Exercise prompt ▸
Wherever the word "component" appears in a line, copy that line.
START Records provided
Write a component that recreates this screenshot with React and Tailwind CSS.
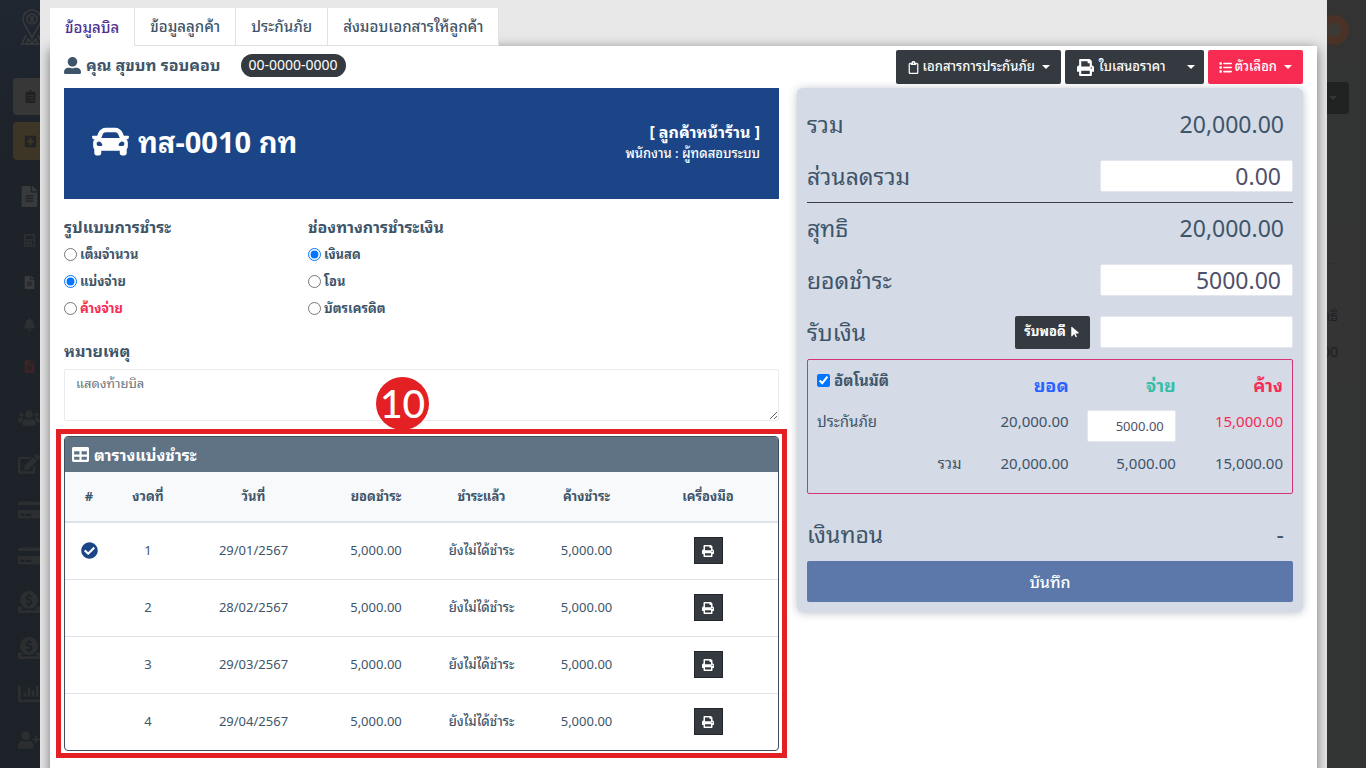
import { useState } from 'react'
import {
  FaBell, FaCalculator, FaChartBar, FaCheckCircle, FaClipboardList, FaCreditCard, FaDonate,
  FaCar, FaEdit, FaFileAlt, FaPlusSquare, FaPrint, FaTable, FaUserAlt, FaUserPlus, FaUsers
} from 'react-icons/fa'
import { FaArrowPointer, FaList, FaRegClipboard } from 'react-icons/fa6'

const tabs = ['ข้อมูลบิล', 'ข้อมูลลูกค้า', 'ประกันภัย', 'ส่งมอบเอกสารให้ลูกค้า']

const installments = [
  { no: 1, date: '29/01/2567', current: true },
  { no: 2, date: '28/02/2567' },
  { no: 3, date: '29/03/2567' },
  { no: 4, date: '29/04/2567' },
]

const menu = [
  { icon: FaFileAlt, style: 'h-11 text-[21px] text-[#383a3b]' },
  { icon: FaCalculator, style: 'h-11 text-[13px] text-[#2d3032]' },
  { icon: FaFileAlt, style: 'h-10 text-[13px] text-[#383a3b]' },
  { icon: FaBell, style: 'h-11 text-[13px] text-[#2d3032]' },
  { icon: FaFileAlt, style: 'h-10 text-[13px] text-[#3a2425]' },
  { icon: FaUsers, style: 'h-16 text-[22px] text-[#2c2e30]' },
  { icon: FaEdit, style: 'h-7 text-[22px] text-[#2c2e30]' },
  { icon: FaCreditCard, style: 'h-16 text-[22px] text-[#2c2e30]' },
  { icon: FaCreditCard, style: 'h-7 text-[22px] text-[#2c2e30]' },
  { icon: FaDonate, style: 'h-16 text-[22px] text-[#2c2e30]' },
  { icon: FaDonate, style: 'h-7 text-[22px] text-[#2c2e30]' },
  { icon: FaChartBar, style: 'h-16 text-[22px] text-[#2c2e30]' },
  { icon: FaUserPlus, style: 'h-7 text-[22px] text-[#2c2e30]' },
]

function Caret() {
  return <span className="border-x-4 border-t-4 border-x-transparent border-t-current"></span>
}

function Sidebar() {
  return (
    <aside className="w-[220px] h-full overflow-hidden bg-linear-to-b from-[#1f2731] via-[#1e2229] via-20% to-[#1d2228]">
      <div className="h-[78px] pt-2 pl-5">
        <svg viewBox="0 0 24 38" className="w-6 h-[38px]" fill="none" stroke="#3a3a3b" strokeWidth="1.5">
          <path d="M12 30C9 22 3 17 3 11a9 9 0 0 1 18 0c0 6-6 11-9 19z" />
          <circle cx="12" cy="11" r="5" />
          <path d="M10 9h4M10 11h4M10 13h4M6 27l-4 9h20l-4-9M7 36l1-5 4 4 4-4 1 5" />
        </svg>
      </div>
      <div className="ml-[13px] flex flex-col gap-[7px]">
        <div className="h-[37px] pl-[11px] flex items-center rounded-sm bg-[#373737] text-[#202122] text-[13px]"><FaClipboardList /></div>
        <div className="h-[38px] pl-[11px] flex items-center rounded-sm bg-[#3d3525] text-[#222324] text-[13px]"><FaPlusSquare /></div>
      </div>
      <div className="mt-[14px]">
        {menu.map(({ icon: Icon, style }, i) => (
          <div key={i} className={`w-[58px] flex items-center justify-center ${style}`}><Icon /></div>
        ))}
      </div>
    </aside>
  )
}

function Page() {
  return (
    <div className="flex h-full">
      <Sidebar />
      <div className="flex-1 flex flex-col items-end bg-[#323433] text-[#1f2020]">
        <div className="w-full h-[60px] pr-[17px] flex items-center justify-end bg-[#333333]">
          <div className="size-[30px] rounded-full border-8 border-[#4a3326] bg-[#3d3a36]"></div>
        </div>
        <div className="mt-[22px] mr-[17px] h-8 w-24 pr-3 rounded-sm flex items-center justify-end bg-[#202221] text-[#343635]"><Caret /></div>
        <div className="mt-[110px] mr-[13px] w-40 h-[158px] pr-[15px] flex flex-col items-end bg-[#343434] text-sm">
          <div className="w-full h-10 border-b border-[#303030]"></div>
          <div className="mt-[42px]">สุทธิ</div>
          <div className="mt-4">20,000.00</div>
        </div>
      </div>
    </div>
  )
}

function Choice({ name, label, checked, onChange, red }) {
  return (
    <label className={`flex items-center gap-[3px] h-[27px] text-[13px] font-bold ${red ? 'text-[#f82b52]' : ''}`}>
      <input type="radio" name={name} checked={checked} onChange={onChange} className="size-[13px] accent-[#0075ff]" />
      {label}
    </label>
  )
}

function ChoiceGroup({ title, name, options, value, onChange }) {
  return (
    <fieldset>
      <legend className="text-base leading-7 font-bold">{title}</legend>
      {options.map((item) => (
        <Choice key={item} name={name} label={item} checked={value === item} onChange={() => onChange(item)} red={item === 'ค้างจ่าย'} />
      ))}
    </fieldset>
  )
}

function InstallmentTable() {
  return (
    <div className="relative mt-[15px]">
      <div className="rounded-sm border border-[#3f4f5e] overflow-hidden">
        <h2 className="h-[35px] px-[7px] flex items-center gap-[5px] bg-[#607385] text-white text-base font-bold">
          <FaTable className="text-[17px]" />ตารางแบ่งชำระ
        </h2>
        <table className="w-full table-fixed text-center text-[13px]">
          <colgroup>
            <col className="w-[48px]" />
            <col className="w-[70px]" />
            <col className="w-[141px]" />
            <col className="w-[104px]" />
            <col className="w-[107px]" />
            <col className="w-[103px]" />
            <col />
          </colgroup>
          <thead>
            <tr className="h-[50px] bg-[#f8f9fb] border-b-2 border-[#dee2e9]">
              <th>#</th>
              <th>งวดที่</th>
              <th>วันที่</th>
              <th>ยอดชำระ</th>
              <th>ชำระแล้ว</th>
              <th>ค้างชำระ</th>
              <th>เครื่องมือ</th>
            </tr>
          </thead>
          <tbody>
            {installments.map((item) => (
              <tr key={item.no} className="h-[57px] border-b border-[#dee2e9] last:border-b-0">
                <td>{item.current && <FaCheckCircle className="mx-auto text-[17px] text-[#1c4587]" />}</td>
                <td>{item.no}</td>
                <td>{item.date}</td>
                <td>5,000.00</td>
                <td className="font-medium">ยังไม่ได้ชำระ</td>
                <td>5,000.00</td>
                <td>
                  <button aria-label="พิมพ์" className="w-[29px] h-[27px] inline-flex items-center justify-center align-middle bg-[#343a40] border border-[#23272b] text-white text-xs"><FaPrint /></button>
                </td>
              </tr>
            ))}
          </tbody>
        </table>
      </div>
      <div className="absolute -inset-x-2 -inset-y-[7px] border-[5px] border-[#e32124] pointer-events-none"></div>
      <div className="absolute left-[312px] -top-[59px] size-[53px] rounded-full bg-[#e32124] text-white text-[39px] font-['Lato',sans-serif] font-medium flex items-center justify-center">10</div>
    </div>
  )
}

function Summary() {
  const [auto, setAuto] = useState(true)
  const row = 'h-[52px] flex items-center justify-between'
  const box = 'w-[193px] h-8 px-[11px] bg-white border border-[#e4e8ee] rounded-xs text-right text-[#50506a] text-[23px]'

  return (
    <section className="self-start px-[10px] pt-[10px] pb-[10px] rounded-md bg-[#d4dae6] shadow-[0_1px_8px_rgba(60,75,100,0.35)] text-[23px]">
      <div className={row}><span>รวม</span><span className="pr-[9px]">20,000.00</span></div>
      <div className={row}>
        <label htmlFor="discount">ส่วนลดรวม</label>
        <input id="discount" defaultValue="0.00" className={box} />
      </div>
      <div className={`${row} border-t border-[#3a3f44]`}><span>สุทธิ</span><span className="pr-[9px]">20,000.00</span></div>
      <div className={row}>
        <label htmlFor="pay">ยอดชำระ</label>
        <input id="pay" defaultValue="5000.00" className={box} />
      </div>
      <div className={row}>
        <label htmlFor="cash">รับเงิน</label>
        <div className="flex items-center gap-[10px]">
          <button className="w-[75px] h-[33px] flex items-center justify-center gap-[3px] rounded-xs bg-[#343a40] text-white text-[13px] font-bold">รับพอดี<FaArrowPointer className="text-xs" /></button>
          <input id="cash" className={box} />
        </div>
      </div>
      <div className="mt-px h-[135px] px-[9px] border border-[#d63374] rounded-xs">
        <table className="w-full table-fixed text-[15px] text-right">
          <colgroup>
            <col className="w-[31%]" />
            <col className="w-[23%]" />
            <col className="w-[23%]" />
            <col className="w-[23%]" />
          </colgroup>
          <thead>
            <tr className="h-[42px] text-lg">
              <th className="text-left text-[15px]">
                <label className="flex items-center gap-1">
                  <input type="checkbox" checked={auto} onChange={() => setAuto(!auto)} className="size-[13px] accent-[#0075ff]" />
                  อัตโนมัติ
                </label>
              </th>
              <th className="pt-2 text-[#2962ff]">ยอด</th>
              <th className="pt-2 text-[#36bea6]">จ่าย</th>
              <th className="pt-2 text-[#f82b52]">ค้าง</th>
            </tr>
          </thead>
          <tbody>
            <tr className="h-[46px] align-top">
              <td className="text-left pt-2">ประกันภัย</td>
              <td className="pt-2">20,000.00</td>
              <td className="pt-2"><input aria-label="จ่าย" defaultValue="5000.00" className="w-[89px] h-8 px-[11px] bg-white border border-[#e4e8ee] rounded-xs text-right text-[#50506a] text-[13px]" /></td>
              <td className="pt-2 text-[#f82b52]">15,000.00</td>
            </tr>
            <tr className="h-[30px]">
              <td>รวม</td>
              <td>20,000.00</td>
              <td>5,000.00</td>
              <td>15,000.00</td>
            </tr>
          </tbody>
        </table>
      </div>
      <div className="h-[67px] pt-[14px] flex items-center justify-between"><span>เงินทอน</span><span className="pr-[9px]">-</span></div>
      <button className="w-full h-[41px] rounded-xs bg-[#5c78aa] text-white text-base font-medium">บันทึก</button>
    </section>
  )
}

function App() {
  const [type, setType] = useState('แบ่งจ่าย')
  const [channel, setChannel] = useState('เงินสด')

  return (
    <div className="relative h-screen overflow-hidden text-[#3e5569] font-['Noto_Sans','Noto_Sans_Thai_Looped','Loma',sans-serif]">
      <Page />
      <div role="dialog" className="absolute inset-y-0 left-10 right-[39px] px-[10px] pt-2 bg-[#e8e8e8] overflow-hidden">
        <nav className="flex h-[38px] text-[15px] font-medium">
          {tabs.map((item, i) => (
            <a key={item} href="#" className={`px-[15px] flex items-center bg-white border-r border-[#dee2e6] ${i === 0 ? 'text-[#4f3090]' : 'border-b'}`}>{item}</a>
          ))}
        </nav>
        <div className="min-h-screen px-[14px] pt-1 bg-white shadow-[0_3px_12px_rgba(0,0,0,0.5)]">
          <div className="flex items-start justify-between">
            <div className="h-[30px] flex items-center text-base font-bold">
              <FaUserAlt className="mr-[5px] text-[17px]" />
              <span>คุณ สุขบท รอบคอบ</span>
              <span className="ml-5 px-2 h-[23px] flex items-center rounded-full bg-[#343a40] text-white text-sm font-normal">00-0000-0000</span>
            </div>
            <div className="flex gap-1 text-white text-[13px] font-medium">
              <button className="h-[34px] px-[11px] flex items-center gap-[3px] rounded-xs bg-[#343a40]"><FaRegClipboard />เอกสารการประกันภัย<span className="ml-1 flex"><Caret /></span></button>
              <button className="h-[34px] pl-3 pr-[9px] flex items-center gap-[5px] rounded-xs bg-[#343a40]"><FaPrint className="text-[17px]" />ใบเสนอราคา<span className="ml-4 flex"><Caret /></span></button>
              <button className="h-[34px] px-[11px] flex items-center gap-[3px] rounded-xs bg-[#f82b52]"><FaList />ตัวเลือก<span className="ml-1 flex"><Caret /></span></button>
            </div>
          </div>
          <div className="mt-1 grid grid-cols-[715fr_506fr] gap-[18px]">
            <div>
              <div className="h-[111px] pl-7 pr-[19px] pb-1 flex items-center justify-between bg-[#1c4587] text-white">
                <h1 className="flex items-center gap-[9px] text-[29px] font-bold"><FaCar className="text-[37px]" />ทส-0010 กท</h1>
                <div className="text-right">
                  <p className="text-base font-bold">[ ลูกค้าหน้าร้าน ]</p>
                  <p className="text-[13px] font-medium">พนักงาน : ผู้ทดสอบระบบ</p>
                </div>
              </div>
              <div className="mt-[14px] flex">
                <div className="w-[244px]">
                  <ChoiceGroup title="รูปแบบการชำระ" name="type" options={['เต็มจำนวน', 'แบ่งจ่าย', 'ค้างจ่าย']} value={type} onChange={setType} />
                </div>
                <ChoiceGroup title="ช่องทางการชำระเงิน" name="channel" options={['เงินสด', 'โอน', 'บัตรเครดิต']} value={channel} onChange={setChannel} />
              </div>
              <label htmlFor="note" className="block mt-[15px] text-base leading-7 font-bold">หมายเหตุ</label>
              <textarea id="note" placeholder="แสดงท้ายบิล" className="block mt-1 w-full h-[52px] px-[11px] py-1 border border-[#e9ecef] rounded-xs text-[13px] placeholder:text-[#6c757d]"></textarea>
              <InstallmentTable />
            </div>
            <Summary />
          </div>
        </div>
      </div>
    </div>
  )
}

export default App;
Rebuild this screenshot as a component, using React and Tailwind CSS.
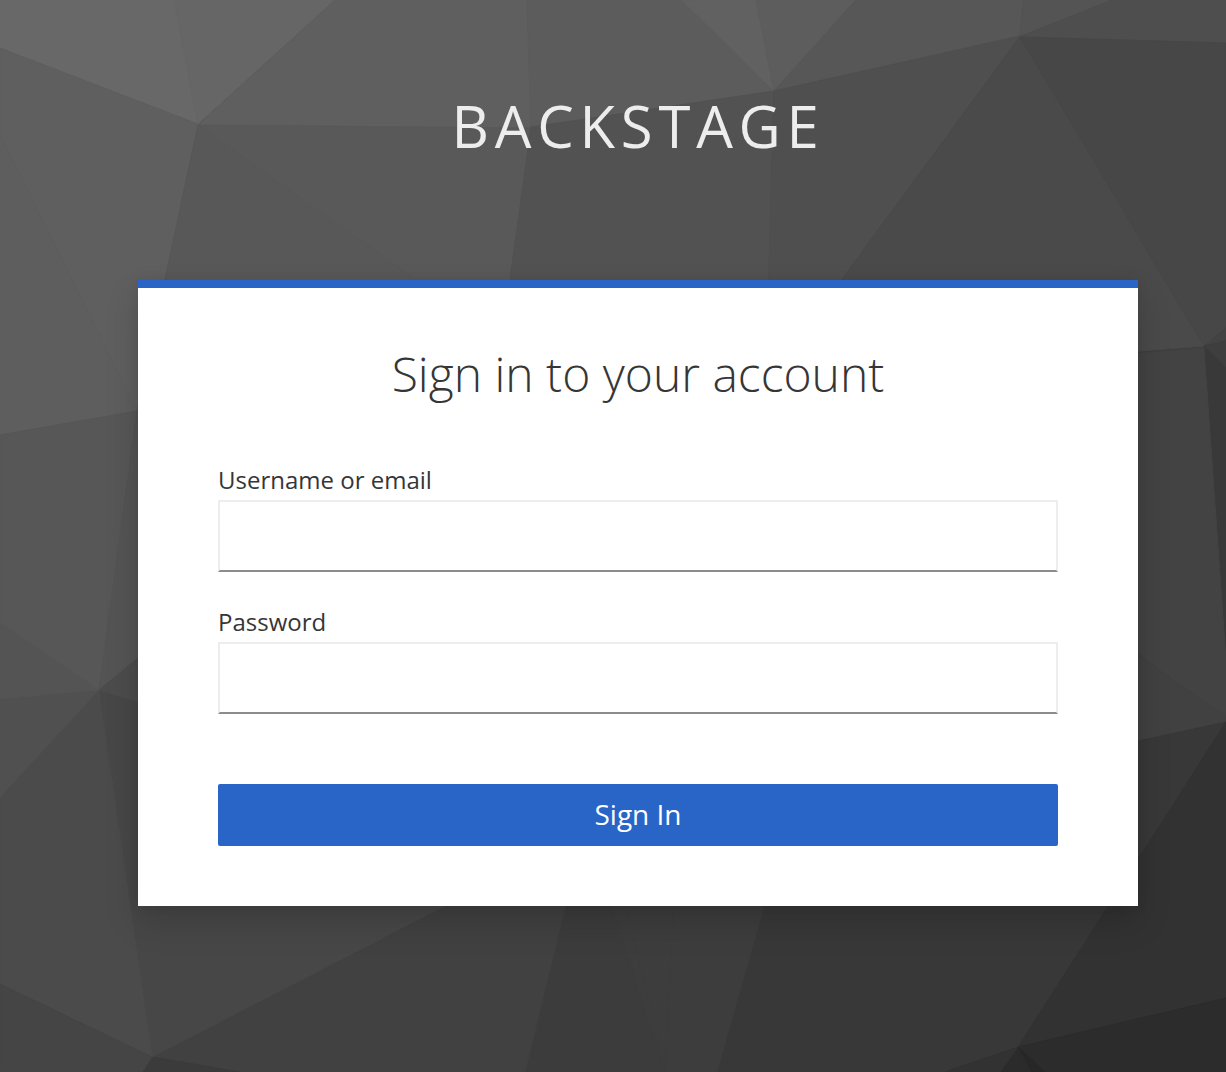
END Records provided
Complete output ▸
Write a component that recreates this screenshot with React and Tailwind CSS.
Rebuild this screenshot as a component, using React and Tailwind CSS.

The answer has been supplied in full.